If McKenna is not satisfied that B.C. has a suitable plan of action to protect endangered herds, she can ask the federal Cabinet to approve an emergency protection order under the federal Species at Risk Act.
That would allow Ottawa to make decisions that are normally within the jurisdiction of the B.C. government, such as whether or not to grant logging permits and close backcountry access.
The chiefs also zeroed in on a Facebook comment made by Conservative MP Bob Zimmer following an April 10 public meeting in Mackenzie at which it was confirmed that the proposed caribou agreement for the Peace contains no plans for backcountry closures.
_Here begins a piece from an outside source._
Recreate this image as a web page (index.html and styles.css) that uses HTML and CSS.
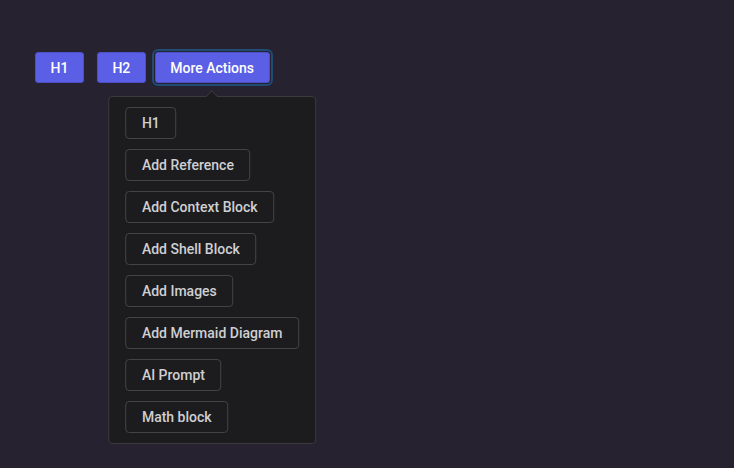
FILE: index.html
```html
<!DOCTYPE html>
<html>
<head>
<meta charset="utf-8">
<link rel="stylesheet" href="styles.css">
</head>
<body>
<div class="toolbar">
  <button class="btn">H1</button>
  <button class="btn">H2</button>
  <div class="menu-wrap">
    <button class="btn btn-focus">More Actions</button>
    <div class="dropdown">
      <span class="arrow"></span>
      <button class="item">H1</button>
      <button class="item">Add Reference</button>
      <button class="item">Add Context Block</button>
      <button class="item">Add Shell Block</button>
      <button class="item">Add Images</button>
      <button class="item">Add Mermaid Diagram</button>
      <button class="item">AI Prompt</button>
      <button class="item">Math block</button>
    </div>
  </div>
</div>
</body>
</html>
```
FILE: styles.css
```css
html, body {
  margin: 0;
  height: 100%;
  background: #26222f;
  font-family: Roboto, "Noto Sans", sans-serif;
}
.toolbar {
  display: flex;
  align-items: flex-start;
  padding: 52px 35px;
}
.btn {
  height: 31px;
  padding: 0 14.5px;
  margin-right: 13px;
  background: #5b5fe6;
  border: 1px solid #4d50c4;
  border-radius: 3px;
  color: #ffffff;
  font-family: inherit;
  font-size: 14px;
  font-weight: 500;
  cursor: pointer;
}
.menu-wrap {
  position: relative;
  margin-left: -4px;
}
.btn-focus {
  margin-right: 0;
  outline: 2px solid #1f4c75;
  outline-offset: 1px;
}
.dropdown {
  position: absolute;
  top: 44px;
  left: 50%;
  transform: translateX(-50%);
  display: flex;
  flex-direction: column;
  align-items: flex-start;
  gap: 10px;
  padding: 10px 16px;
  background: #1c1c1e;
  border: 1px solid #3b3b3e;
  border-radius: 4px;
  white-space: nowrap;
}
.arrow {
  position: absolute;
  top: -5px;
  left: 50%;
  width: 8px;
  height: 8px;
  margin-left: -5px;
  background: #1c1c1e;
  border-left: 1px solid #3b3b3e;
  border-top: 1px solid #3b3b3e;
  transform: rotate(45deg);
}
.item {
  height: 32px;
  padding: 0 15.5px;
  background: #1c1c1e;
  border: 1px solid #444447;
  border-radius: 4px;
  color: #cfcfd2;
  font-family: inherit;
  font-size: 14px;
  font-weight: 500;
  cursor: pointer;
}
```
Zimmer posted a statement the next day citing “plans to effectively shut down the back country to not only industry but to all activity . . . including hikers, mountain bikers, snowmobilers and campers.”
In an online Q & A about the caribou agreements, the B.C. government said it is “not true” that the caribou agreements will close all snowmobile trails and access to the backcountry.
The government said it will begin a dialogue with recreation users in the south Peace to ensure people understand “the potential risks and impacts that snowmobiling within critical habitat can pose to caribou” and to help the province understand how recreational management measures could impact communities “before decisions are made.”
Future open houses will focus on how to manage snowmobiling in critical caribou habitat, the government said.
“The open houses will focus on the latest caribou science, as well as on identifying key areas and trails that are important to snowmobilers and discussing what makes those places important to them,” the Q & A explained, noting that some snowmobiling “could be redirected to areas that do not pose a risk to caribou.”
Horgan said governments have an obligation to work with First Nations to protect caribou.
“Their constitutional rights to access caribou have been forgone by them in the interest of preserving the stocks,” the premier said, pointing out that West Moberly and Saulteau nations “have been working tenaciously for a long time to protect these animals.”